**Set task**: Find the string "React" in the data, then copy every line where it is found.
• • •
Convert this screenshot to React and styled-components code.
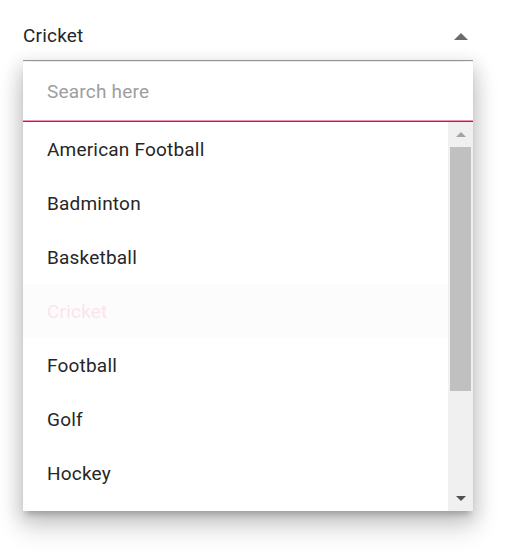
import React from 'react';
import styled, { createGlobalStyle } from 'styled-components';

const sports = ['American Football', 'Badminton', 'Basketball', 'Cricket', 'Football', 'Golf', 'Hockey'];
const selected = 'Cricket';

const GlobalStyle = createGlobalStyle`
  body {
    margin: 0;
    background: #fff;
    font-family: Roboto, 'Liberation Sans', sans-serif;
  }
`;

const Page = styled.div`
  width: 508px;
  min-height: 558px;
  padding: 0 35px 0 23px;
  box-sizing: border-box;
`;

const Field = styled.div`
  display: flex;
  align-items: flex-start;
  justify-content: space-between;
  height: 37px;
  padding-top: 23px;
  line-height: 26px;
  border-bottom: 1px solid #9e9e9e;
  color: #262626;
  font-size: 19px;
  letter-spacing: 0.2px;
`;

const Caret = styled.span`
  width: 0;
  height: 0;
  margin: 10px 5px 0 0;
  border-left: 7px solid transparent;
  border-right: 7px solid transparent;
  border-bottom: 7px solid #6b6b6b;
`;

const Popup = styled.div`
  margin-top: 1px;
  background: #fff;
  box-shadow: 0 14px 24px 2px rgba(0, 0, 0, 0.18), 0 4px 16px 4px rgba(0, 0, 0, 0.1),
    0 6px 6px -3px rgba(0, 0, 0, 0.2);
`;

const Search = styled.div`
  height: 59px;
  display: flex;
  align-items: center;
  padding: 0 24px;
  border-bottom: 1px solid #c2185b;
  box-shadow: inset 0 -1px 0 #f48fb1;
  color: #9e9e9e;
  font-size: 19px;
  letter-spacing: 0.2px;
`;

const Body = styled.div`
  display: flex;
  height: 389px;
`;

const List = styled.ul`
  flex: 1;
  margin: 0;
  padding: 0;
  list-style: none;
  overflow: hidden;
`;

const Item = styled.li`
  height: 54px;
  display: flex;
  align-items: center;
  padding: 0 24px;
  font-size: 19px;
  letter-spacing: 0.2px;
  color: ${(p) => (p.$active ? '#fce4ec' : '#262626')};
  background: ${(p) => (p.$active ? '#fcfcfc' : '#fff')};
`;

const Scrollbar = styled.div`
  width: 25px;
  background: #f0f0f0;
  display: flex;
  flex-direction: column;
  align-items: center;
`;

const Arrow = styled.div`
  height: 25px;
  display: flex;
  align-items: center;
  justify-content: center;
  &::after {
    content: '';
    border-left: 5px solid transparent;
    border-right: 5px solid transparent;
    ${(p) => (p.$down ? 'border-top: 5px solid #505050;' : 'border-bottom: 5px solid #a3a3a3;')}
  }
`;

const Thumb = styled.div`
  width: 21px;
  height: 244px;
  background: #c0c0c0;
`;

const Spacer = styled.div`
  flex: 1;
`;

export default function App() {
  return (
    <Page>
      <GlobalStyle />
      <Field>
        <span>{selected}</span>
        <Caret />
      </Field>
      <Popup>
        <Search>Search here</Search>
        <Body>
          <List>
            {sports.map((s) => (
              <Item key={s} $active={s === selected}>
                {s}
              </Item>
            ))}
          </List>
          <Scrollbar>
            <Arrow />
            <Thumb />
            <Spacer />
            <Arrow $down />
          </Scrollbar>
        </Body>
      </Popup>
    </Page>
  );
}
• • •
**Final result**:
Convert this screenshot to React and styled-components code.
import React from 'react';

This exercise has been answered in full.